The Coffs Harbour branch of the Australian Air League has been operating since 1995 and provides a great way for people of all ages to explore their passion for aviation. Commanding Officer, Ean Rosenberg, tells us more about the squadron.
Ean, what inspired your love for all things aviation?
Since I was about 7 years of age, I was inspired by the efforts of the Air Force during WWII. My dad and oldest brother were members of the Air League until ‘Big Bro’ joined the RAAF and served with 458 squadron flying Wellington bombers throughout North Africa and Italy.
My dad was an officer with the League and also an instructor with the Air Training Corp (now Air Force Cadets), so I guess aeroplanes and flying were in my blood. I was building flying model aircraft from balsa sheets and plans when I was 7/8 years old and even used to make my own balsa glue.
How did you become involved with the Australian Air League?
I was in the League myself as a kid but spent many years in country Queensland, where there were no squadrons. However, I did get mixed up with the Royal Flying Doctor Service in Charleville, so my interest in aviation continued. For many years I travelled from Cairns to Hobart, from Brisbane to Perth, in my position of Sales Manager, but not once did I ever came across any sign of an Air league squadron.
Then in 1996 I attended an air show in Coffs Harbour and was surprised to see some 20 or so cadets marching and wearing the Air League uniform. I have been involved with the local squadron ever since.
What is involved in being a cadet with the Coffs Harbour Squadron?
Becoming a cadet with the Coffs Harbour squadron or any other Australian Air League unit involves very little. If any 8 year old (or older) has an interest in aviation or any career path associated with flying or aviation in general, all he/she has to do is attend a squadron parade over a couple of weeks and sign the ‘Visitors Book’ so as to be covered by the AAL’s Public Liability insurance.
He/she can then observe the squadron activities from the side or join in activities if they wish, so that they can get the feel of belonging to a group. Then after the second week, if they feel the Air League is for them, they can join.
What are the major projects you’ve worked on, including the rebuild of an old plane?
The biggest project in which the cadets have been involved was the restoration of the old 1930 model ‘Longster’, which was originally built in Canberra in the mid ‘50s. This old plane was brought to Coffs Harbour by Tom Strickland and Newton Lawson as a training item for John Naughton’s ‘Junior Flying School’ attached to the Aero Club.
After the local aerodrome became an airport, the Longster could no longer be used for the intended purpose, so it was stored in a carport open to weather in Tom’s yard. When the Air League was formed in 1995, Newton Lawson thought of the Longster and in 1998 began to restore it, teaching the cadets how to apply fabric to the frame etc.

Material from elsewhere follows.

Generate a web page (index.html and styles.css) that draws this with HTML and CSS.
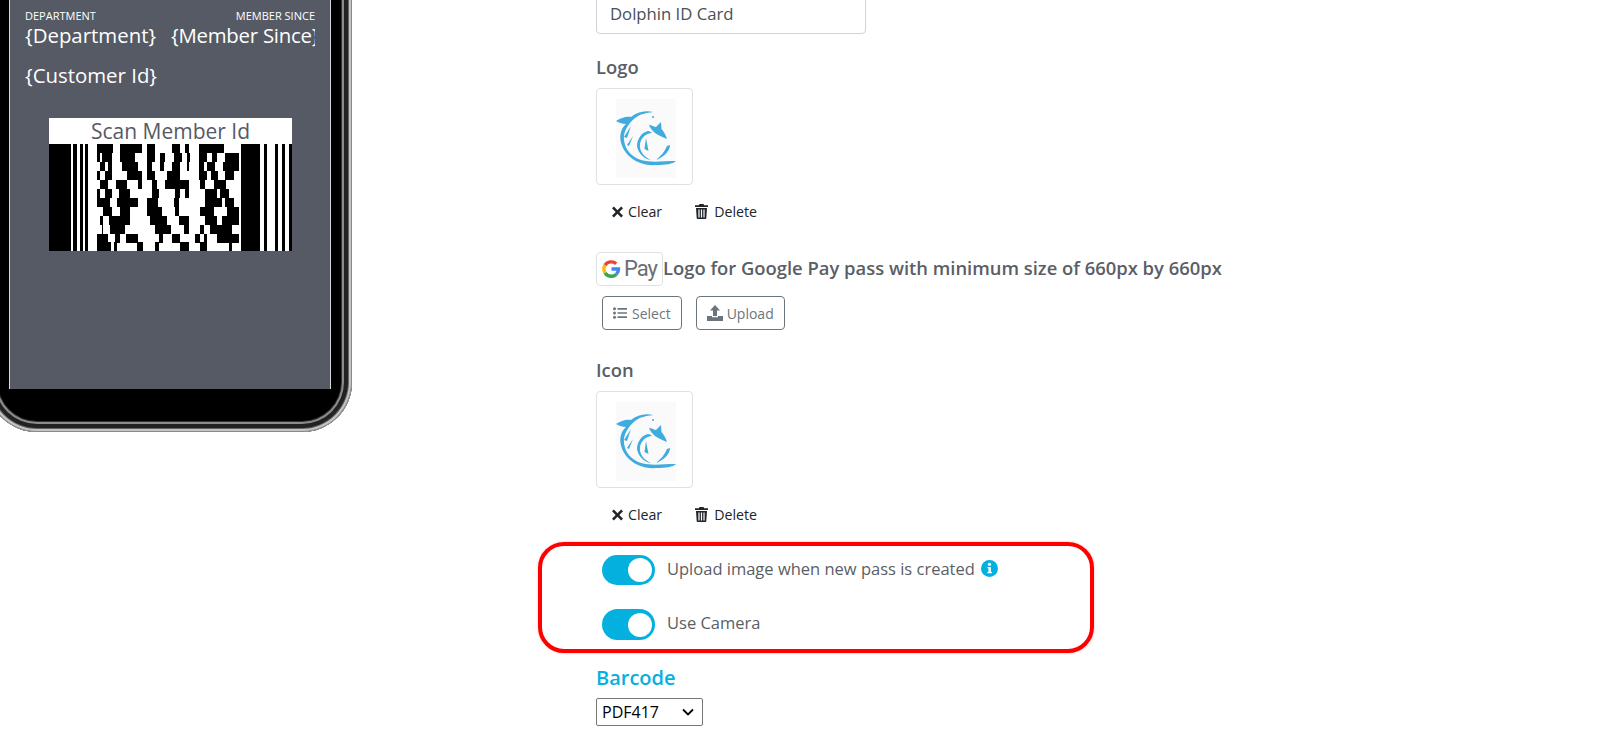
FILE: index.html
```html
<!DOCTYPE html>
<html lang="en">
<head>
<meta charset="utf-8">
<title>Dolphin ID Card</title>
<link rel="stylesheet" href="styles.css">
</head>
<body>
<svg class="defs" width="0" height="0" aria-hidden="true">
  <defs>
    <g id="dolphin" transform="translate(4 7)">
      <rect x="15" y="3" width="60" height="79" fill="#fafafa"/>
      <g fill="#2aa2dc" fill-opacity="0.9">
        <path d="M15 25C20 22 25 20 30 21C36 16 44 14 52 16C45 17 39 18 34 22C27 28 22 36 23 44C24 54 31 61 40 64C50 67 62 65 75 65C72 68 64 69 56 69C44 70 33 66 26 58C20 51 18 42 20 36C21 32 23 30 25 28C22 28 18 27 15 25Z"/>
        <path d="M51 37C45 37 40 42 39 48C38 55 43 61 50 64C43 63 37 57 36 50C36 43 41 36 47 35C49 35 50 36 51 37Z"/>
        <path d="M45 42L47.500 55L43.500 53Z"/>
        <path d="M69 49C69 55 63 61 55 64C60 60 64 55 66 50Z"/>
        <path d="M48 29C51 29 53 31 55 31L60 26L60.500 33C63 36 65 39 66 43C61 41 57 39 54 37C51 34 49 32 48 29Z"/>
        <path d="M23 41L30 30L26 42ZM26 49L32 40L28 50Z"/>
        <circle cx="52" cy="21" r="1"/>
      </g>
    </g>
    <path id="ico-x" d="M2 0.5 6 4.5 10 0.5 12 2.5 8 6.500 12 10.500 10 12.500 6 8.500 2 12.500 0 10.500 4 6.500 0 2.500Z"/>
    <path id="ico-trash" d="M4.500 0H8.500L9.200 1.300H13V3H0V1.300H3.800ZM1 4H12L11.300 14.200C11.250 14.700 10.900 15 10.400 15H2.600C2.100 15 1.750 14.700 1.700 14.200ZM3.400 5.500V13.500H4.600V5.500ZM5.900 5.500V13.500H7.100V5.500ZM8.400 5.500V13.500H9.600V5.500Z"/>
  </defs>
</svg>
<div class="page">
  <aside class="phone-col">
    <div class="phone">
      <div class="screen">
        <div class="pass-row pass-labels">
          <span>DEPARTMENT</span>
          <span>MEMBER SINCE</span>
        </div>
        <div class="pass-row pass-values">
          <span>{Department}</span>
          <span class="pass-clip">{Member Since}</span>
        </div>
        <div class="pass-customer">{Customer Id}</div>
        <div class="barcode">
          <div class="barcode-title">Scan Member Id</div>
          <svg class="barcode-bars" viewBox="27 102 728 321" preserveAspectRatio="none" shape-rendering="crispEdges">
            <rect x="27" y="102" width="728" height="321" fill="#fff"/>
            <path stroke="#000" stroke-width="321" d="M27 262.500H92M100 262.500H110M120 262.500H128M135 262.500H143M603 262.500H660M672 262.500H680M705 262.500H713M725 262.500H733M745 262.500H755"/>
            <g stroke="#000" stroke-width="27">
              <path d="M172 115H218M240 115H305M320 115H345M395 115H420M435 115H445M475 115H550"/>
              <path d="M172 142H180M187 142H215M240 142H285M320 142H345M360 142H375M400 142H425M440 142H450M475 142H500M515 142H530M555 142H595"/>
              <path d="M180 169H195M205 169H215M245 169H295M322 169H335M360 169H372M395 169H420M440 169H446M477 169H490M500 169H525M548 169H595"/>
              <path d="M172 196H180M195 196H215M262 196H305M322 196H345M380 196H420M475 196H500M512 196H532M555 196H580"/>
              <path d="M180 223H205M228 223H262M295 223H305M335 223H350M375 223H445M480 223H495M520 223H558"/>
              <path d="M172 250H180M195 250H215M238 250H270M335 250H358M405 250H420M435 250H445M495 250H530M540 250H565"/>
              <path d="M172 277H210M230 277H295M320 277H355M400 277H415M495 277H545M555 277H580"/>
              <path d="M190 304H215M240 304H270M322 304H365M405 304H415M480 304H520M560 304H595"/>
              <path d="M180 331H190M208 331H270M330 331H380M415 331H445M495 331H530M545 331H595"/>
              <path d="M185 358H190M210 358H255M345 358H392M430 358H445M480 358H490M510 358H575"/>
              <path d="M172 385H205M225 385H240M258 385H295M358 385H370M395 385H420M465 385H480M490 385H500M530 385H595"/>
              <path d="M172 410H212M222 410H232M290 410H310M345 410H358M418 410H445M480 410H500M565 410H575"/>
            </g>
          </svg>
        </div>
      </div>
    </div>
  </aside>

  <main class="form">
    <input class="text-input" type="text" value="Dolphin ID Card">

    <label class="field-label logo-label">Logo</label>
    <div class="img-card"><svg viewBox="0 0 95 95" width="95" height="95"><use href="#dolphin"/></svg></div>
    <div class="img-actions">
      <span class="img-action"><svg class="ico-x" viewBox="0 0 12 13"><use href="#ico-x"/></svg>Clear</span>
      <span class="img-action"><svg class="ico-trash" viewBox="0 0 13 15"><use href="#ico-trash"/></svg>Delete</span>
    </div>

    <div class="gpay-row">
      <span class="gpay-badge">
        <svg class="gpay-g" viewBox="0 0 20 20" fill="none" stroke-width="3.400">
          <path stroke="#ea4335" d="M4 6.200A7.500 7.500 0 0 1 15.200 4.700"/>
          <path stroke="#fbbc05" d="M4 6.200A7.500 7.500 0 0 0 4 13.800"/>
          <path stroke="#34a853" d="M4 13.800A7.500 7.500 0 0 0 15.500 15.200"/>
          <path stroke="#4285f4" d="M15.500 15.200A7.500 7.500 0 0 0 17.500 10H10.500"/>
        </svg>
        <span class="gpay-text">Pay</span>
      </span>
      <span class="field-label gpay-label">Logo for Google Pay pass with minimum size of 660px by 660px</span>
    </div>
    <div class="btn-row">
      <button class="btn" type="button">
        <svg class="btn-ico" viewBox="0 0 14 12" fill="currentColor"><circle cx="1.500" cy="1.800" r="1.500"/><circle cx="1.500" cy="6" r="1.500"/><circle cx="1.500" cy="10.200" r="1.500"/><path d="M4.500 1h9.500v1.700H4.500zM4.500 5.150h9.500v1.700H4.500zM4.500 9.300h9.500v1.700H4.500z"/></svg>Select
      </button>
      <button class="btn" type="button">
        <svg class="btn-ico btn-ico-up" viewBox="0 0 16 16" fill="currentColor"><path d="M8 0 13 5.500H10V11H6V5.500H3ZM0 11H5V12.300H11V11H16V16H0Z"/></svg>Upload
      </button>
    </div>

    <label class="field-label icon-label">Icon</label>
    <div class="img-card"><svg viewBox="0 0 95 95" width="95" height="95"><use href="#dolphin"/></svg></div>
    <div class="img-actions">
      <span class="img-action"><svg class="ico-x" viewBox="0 0 12 13"><use href="#ico-x"/></svg>Clear</span>
      <span class="img-action"><svg class="ico-trash" viewBox="0 0 13 15"><use href="#ico-trash"/></svg>Delete</span>
    </div>

    <div class="toggles">
      <div class="toggle-row">
        <span class="toggle"></span>
        <span class="toggle-text">Upload image when new pass is created</span>
        <svg class="info" viewBox="0 0 18 18"><circle cx="9" cy="9" r="9" fill="#04b1de"/><circle cx="9" cy="4.600" r="1.700" fill="#fff"/><path fill="#fff" d="M6.800 7.300H10.500V12.600H11.500V14H6.800V12.600H7.900V8.700H6.800Z"/></svg>
      </div>
      <div class="toggle-row toggle-row-2">
        <span class="toggle"></span>
        <span class="toggle-text">Use Camera</span>
      </div>
      <div class="highlight"></div>
    </div>

    <h3 class="section-title">Barcode</h3>
    <select class="barcode-select"><option>PDF417</option></select>
  </main>
</div>
</body>
</html>
```

FILE: styles.css
```css
html, body {
  margin: 0;
  height: 730px;
  overflow: hidden;
  background: #fff;
  font-family: "Open Sans", "Liberation Sans", sans-serif;
  color: #5a5e66;
}

.defs {
  display: block;
  height: 0;
}

.page {
  display: flex;
  height: 730px;
  overflow: hidden;
}

/* phone preview */
.phone-col {
  flex: 0 0 596px;
  height: 432px;
  overflow: hidden;
}

.phone {
  box-sizing: border-box;
  width: 365px;
  height: 452px;
  margin: -20px 0 0 -13px;
  padding-left: 22px;
  background: #000;
  border-radius: 0 0 50px 50px;
  box-shadow:
    inset 0 0 0 1px #8a8a8a,
    inset 0 0 0 3px #c4c4c4,
    inset 0 0 0 4px #666,
    inset 0 0 0 8px #222,
    inset 0 0 0 10px #8c8c8c,
    inset 0 0 0 11px #333;
}

.screen {
  box-sizing: border-box;
  width: 322px;
  height: 409px;
  padding: 29px 15px 0 15px;
  background: #565a64;
  border-left: 1px solid #d8d8d8;
  border-right: 1px solid #d8d8d8;
  color: #fff;
}

.pass-row {
  display: flex;
  justify-content: space-between;
  width: 290px;
}

.pass-labels {
  font-size: 11px;
  line-height: 13px;
}

.pass-values {
  font-size: 20.4px;
  line-height: 26px;
  overflow: hidden;
  white-space: nowrap;
  gap: 15px;
  justify-content: flex-start;
}

.pass-clip {
  flex: 1 1 0;
  min-width: 0;
  overflow: hidden;
  letter-spacing: -0.25px;
}

.pass-customer {
  margin-top: 14px;
  font-size: 20.4px;
  line-height: 26px;
}

.barcode {
  width: 243px;
  margin: 30px 0 0 24px;
  background: #fff;
}

.barcode-title {
  height: 26px;
  font-size: 21px;
  line-height: 27px;
  text-align: center;
  color: #565a64;
}

.barcode-bars {
  display: block;
  width: 243px;
  height: 107px;
}

/* form column */
.form {
  display: flex;
  flex-direction: column;
  align-items: flex-start;
  flex: 1;
  min-width: 0;
}

.text-input {
  box-sizing: border-box;
  width: 270px;
  height: 38px;
  margin-top: -4px;
  padding: 0 13px 4px;
  border: 1px solid #ced4da;
  border-radius: 4px;
  background: #fff;
  font: 16.7px "Open Sans", sans-serif;
  color: #495057;
}

.field-label {
  font-size: 18.4px;
  line-height: 24px;
  font-weight: 600;
  color: #5a5e66;
}

.gpay-label {
  padding-bottom: 2px;
}

.logo-label {
  margin-top: 21px;
}

.icon-label {
  margin-top: 28px;
}

.img-card {
  box-sizing: border-box;
  width: 97px;
  height: 97px;
  margin-top: 9px;
  border: 1px solid #dee2e6;
  border-radius: 4px;
}

.img-card svg {
  display: block;
}

.img-actions {
  display: flex;
  gap: 33px;
  margin: 16px 0 0 16px;
  font-size: 14.2px;
  line-height: 21px;
  color: #212529;
}

.img-action {
  display: flex;
  align-items: center;
}

.ico-x {
  width: 11px;
  height: 12px;
  margin-right: 5px;
  fill: #212529;
}

.ico-trash {
  width: 13px;
  height: 15px;
  margin-right: 6px;
  fill: #212529;
}

.gpay-row {
  display: flex;
  align-items: center;
  margin-top: 30px;
}

.gpay-badge {
  box-sizing: border-box;
  display: flex;
  align-items: center;
  width: 67px;
  height: 34px;
  padding-left: 4px;
  border: 1px solid #dee2e6;
  border-radius: 4px;
}

.gpay-g {
  width: 20px;
  height: 20px;
  flex: none;
}

.gpay-text {
  margin-left: 3px;
  font-family: Roboto, sans-serif;
  font-size: 22px;
  line-height: 30px;
  letter-spacing: -1px;
  color: #6b6f73;
}

.btn-row {
  display: flex;
  gap: 14px;
  margin: 10px 0 0 6px;
}

.btn {
  display: flex;
  align-items: center;
  box-sizing: border-box;
  height: 34px;
  padding: 0 10px;
  border: 1px solid #6c757d;
  border-radius: 4px;
  background: #fff;
  font: 14px "Open Sans", sans-serif;
  color: #6c757d;
}

.btn-ico {
  width: 14px;
  height: 12px;
  margin-right: 5px;
}

.btn-ico-up {
  width: 16px;
  height: 16px;
  margin-right: 4px;
}

.toggles {
  position: relative;
  margin: 30px 0 0 6px;
}

.toggle-row {
  display: flex;
  align-items: center;
  height: 30px;
  font-size: 16.5px;
}

.toggle-row-2 {
  margin-top: 24px;
  height: 31px;
}

.toggle {
  position: relative;
  flex: none;
  width: 53px;
  height: 100%;
  margin-right: 12px;
  border-radius: 16px;
  background: #04b1de;
}

.toggle::after {
  content: "";
  position: absolute;
  top: 50%;
  right: 3px;
  width: 24px;
  height: 24px;
  margin-top: -12px;
  border-radius: 50%;
  background: #fff;
}

.toggle-text {
  padding-bottom: 3px;
  color: #5a5e66;
  line-height: 24px;
}

.info {
  width: 17px;
  height: 17px;
  margin: 0 0 3px 6px;
}

.highlight {
  position: absolute;
  top: -13px;
  left: -64px;
  width: 556px;
  height: 111px;
  box-sizing: border-box;
  border: 4px solid #f00;
  border-radius: 26px;
  box-shadow: 0 0 2px rgba(255, 0, 0, 0.4);
}

.section-title {
  margin: 24px 0 0;
  font-size: 20px;
  line-height: 28px;
  font-weight: 600;
  color: #04b1de;
}

.barcode-select {
  box-sizing: border-box;
  width: 107px;
  height: 28px;
  margin-top: 6px;
  padding: 0 0 0 5px;
  border: 1px solid #767676;
  border-radius: 2px;
  appearance: none;
  background: #fff url("data:image/svg+xml,%3Csvg xmlns='http://www.w3.org/2000/svg' viewBox='0 0 12 8'%3E%3Cpath d='M1 1.500 6 6.500 11 1.500' fill='none' stroke='%23000' stroke-width='1.800'/%3E%3C/svg%3E") no-repeat right 8px center / 12px 8px;
  font: 16px "Open Sans", sans-serif;
  color: #000;
}
```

The project came to a halt when Newton passed away in 2000, and the cadets did not have access to the old plane. This was the case until Bellinger Instruments provided the squadron with its current building, and the restoration resumed against a lot of difficulties. It was finally completed in August 2011.
Currently the cadets are involved in a diorama of the Coffs Harbour airport and a diorama of the Korean conflict, depicting the involvement of the RAAF.
Seeing the progression of the cadets and club over the years, how does it make you feel?
Watching the cadets ‘grow’ as they continue with the League is a real buzz. The improvement in their demeanour, their discipline and their overall knowledge and their acceptance of other cadets makes up for all the hard work that goes into the squadron operation. When you see cadets or ex-cadets get their pilot wings, or learn that they are working as electronic technicians in industry, or they have gone into the Airforce, the Army or the Navy, it just seems to make it all worthwhile.
The squadron has a little ‘shrine’ to honour one Arthur Whitmarsh, who was a Lancaster bomber pilot with the famous 460 Squadron during WWII and later with Qantas. Arthur started his aviation career with the Australian Air League back in the 1930s. Many Qantas and other airline pilots of today started with the Air League, and this is something of which we, as a group, are very proud.
How can people find out more and become involved?
People can find out about the Air League through the League’s website by just Googling up the Australian Air League.com.au or by contacting the local squadron on 6658 2315, or coming along to a parade night on Wednesdays at 6.30pm at our building at 60 Aviation Drive, Coffs Harbour Airport, in the General Aviation Section.
We would like to see more kids get involved and also more adults. We could do a lot more with the cadets if we had more senior instructors or trainee instructors than we have at present. We have so many career paths for kids to follow that by the time they leave school, they could walk into almost any job they have a desire to do.